→ PROBLEM DESCRIPTION
Copy, in full, each line of the material that holds the word "index".
-- begin DATASET RECORDS --
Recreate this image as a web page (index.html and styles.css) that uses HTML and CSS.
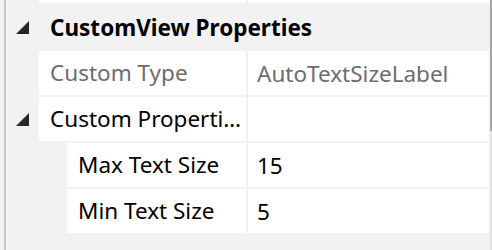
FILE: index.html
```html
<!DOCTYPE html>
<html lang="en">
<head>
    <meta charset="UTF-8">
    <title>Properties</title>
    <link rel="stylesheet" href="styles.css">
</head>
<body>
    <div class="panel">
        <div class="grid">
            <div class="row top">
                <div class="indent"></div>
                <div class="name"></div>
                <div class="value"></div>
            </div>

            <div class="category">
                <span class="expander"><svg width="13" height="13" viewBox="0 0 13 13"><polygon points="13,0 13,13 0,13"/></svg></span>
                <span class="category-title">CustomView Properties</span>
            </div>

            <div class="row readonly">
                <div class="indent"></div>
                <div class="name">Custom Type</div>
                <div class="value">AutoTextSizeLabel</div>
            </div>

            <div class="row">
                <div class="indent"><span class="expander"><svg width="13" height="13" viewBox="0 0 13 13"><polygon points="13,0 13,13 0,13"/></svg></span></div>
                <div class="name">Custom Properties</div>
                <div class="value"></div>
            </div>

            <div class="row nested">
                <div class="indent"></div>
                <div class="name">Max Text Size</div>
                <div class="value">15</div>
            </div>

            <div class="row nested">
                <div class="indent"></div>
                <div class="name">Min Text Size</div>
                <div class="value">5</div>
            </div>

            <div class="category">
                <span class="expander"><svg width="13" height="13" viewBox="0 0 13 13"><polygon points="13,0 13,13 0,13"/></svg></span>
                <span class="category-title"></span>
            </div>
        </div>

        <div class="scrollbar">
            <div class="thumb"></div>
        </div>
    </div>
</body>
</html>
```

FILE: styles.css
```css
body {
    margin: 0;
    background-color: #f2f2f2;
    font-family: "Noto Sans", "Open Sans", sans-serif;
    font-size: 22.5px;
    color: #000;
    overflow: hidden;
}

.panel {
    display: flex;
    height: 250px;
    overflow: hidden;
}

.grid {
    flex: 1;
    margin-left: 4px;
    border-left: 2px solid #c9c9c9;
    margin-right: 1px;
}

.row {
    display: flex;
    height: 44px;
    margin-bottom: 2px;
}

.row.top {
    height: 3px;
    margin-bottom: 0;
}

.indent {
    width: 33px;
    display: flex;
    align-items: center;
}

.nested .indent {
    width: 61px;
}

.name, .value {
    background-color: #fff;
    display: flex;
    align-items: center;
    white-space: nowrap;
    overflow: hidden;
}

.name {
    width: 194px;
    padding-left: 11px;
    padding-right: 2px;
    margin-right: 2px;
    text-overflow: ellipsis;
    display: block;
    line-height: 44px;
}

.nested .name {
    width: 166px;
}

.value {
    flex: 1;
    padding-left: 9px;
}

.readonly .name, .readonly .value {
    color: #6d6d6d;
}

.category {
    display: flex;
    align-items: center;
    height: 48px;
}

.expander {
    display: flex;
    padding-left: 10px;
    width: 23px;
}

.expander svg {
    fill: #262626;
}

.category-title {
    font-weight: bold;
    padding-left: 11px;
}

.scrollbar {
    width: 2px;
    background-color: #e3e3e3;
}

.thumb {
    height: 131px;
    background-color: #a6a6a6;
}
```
-- end DATASET RECORDS --
-- begin DATASET RECORDS --
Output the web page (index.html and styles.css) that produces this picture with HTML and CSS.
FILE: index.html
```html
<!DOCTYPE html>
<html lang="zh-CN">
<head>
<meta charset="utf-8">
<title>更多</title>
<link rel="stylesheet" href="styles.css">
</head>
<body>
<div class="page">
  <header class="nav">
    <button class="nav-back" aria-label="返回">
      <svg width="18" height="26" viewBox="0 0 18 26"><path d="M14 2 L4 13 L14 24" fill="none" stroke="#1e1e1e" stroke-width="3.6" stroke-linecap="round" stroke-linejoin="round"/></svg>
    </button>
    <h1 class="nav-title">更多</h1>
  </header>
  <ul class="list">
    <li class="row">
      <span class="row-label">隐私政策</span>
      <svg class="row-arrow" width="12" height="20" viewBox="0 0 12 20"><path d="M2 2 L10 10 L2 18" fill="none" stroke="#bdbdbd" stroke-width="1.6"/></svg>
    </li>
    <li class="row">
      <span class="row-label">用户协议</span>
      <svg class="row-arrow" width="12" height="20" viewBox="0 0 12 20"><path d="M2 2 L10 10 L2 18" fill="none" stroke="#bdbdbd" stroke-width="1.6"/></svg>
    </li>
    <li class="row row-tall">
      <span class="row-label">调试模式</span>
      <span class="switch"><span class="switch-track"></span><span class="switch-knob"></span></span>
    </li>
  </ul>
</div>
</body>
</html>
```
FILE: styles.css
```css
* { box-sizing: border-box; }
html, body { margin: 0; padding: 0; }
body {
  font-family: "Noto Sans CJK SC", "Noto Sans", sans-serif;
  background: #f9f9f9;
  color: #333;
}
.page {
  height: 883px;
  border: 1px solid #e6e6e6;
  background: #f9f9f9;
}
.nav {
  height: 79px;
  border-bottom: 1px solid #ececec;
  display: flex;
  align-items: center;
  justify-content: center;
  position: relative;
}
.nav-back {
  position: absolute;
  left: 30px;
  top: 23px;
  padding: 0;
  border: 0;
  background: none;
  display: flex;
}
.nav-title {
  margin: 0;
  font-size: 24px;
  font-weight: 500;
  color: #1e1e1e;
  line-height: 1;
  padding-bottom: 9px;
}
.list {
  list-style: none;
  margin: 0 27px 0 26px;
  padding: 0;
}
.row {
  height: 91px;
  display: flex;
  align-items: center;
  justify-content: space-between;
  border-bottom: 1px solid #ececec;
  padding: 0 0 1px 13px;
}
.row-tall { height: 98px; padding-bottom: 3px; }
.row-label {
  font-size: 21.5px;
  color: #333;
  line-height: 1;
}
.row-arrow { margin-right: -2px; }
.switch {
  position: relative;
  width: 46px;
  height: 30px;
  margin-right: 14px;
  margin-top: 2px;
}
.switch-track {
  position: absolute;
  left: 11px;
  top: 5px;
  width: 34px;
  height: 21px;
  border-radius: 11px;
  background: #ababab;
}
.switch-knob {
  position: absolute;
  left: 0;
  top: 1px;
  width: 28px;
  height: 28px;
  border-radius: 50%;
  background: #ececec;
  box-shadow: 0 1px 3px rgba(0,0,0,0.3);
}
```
-- end DATASET RECORDS --
→ RESPONSE TO THIS EXERCISE
Recreate this image as a web page (index.html and styles.css) that uses HTML and CSS.
FILE: index.html
Output the web page (index.html and styles.css) that produces this picture with HTML and CSS.
FILE: index.html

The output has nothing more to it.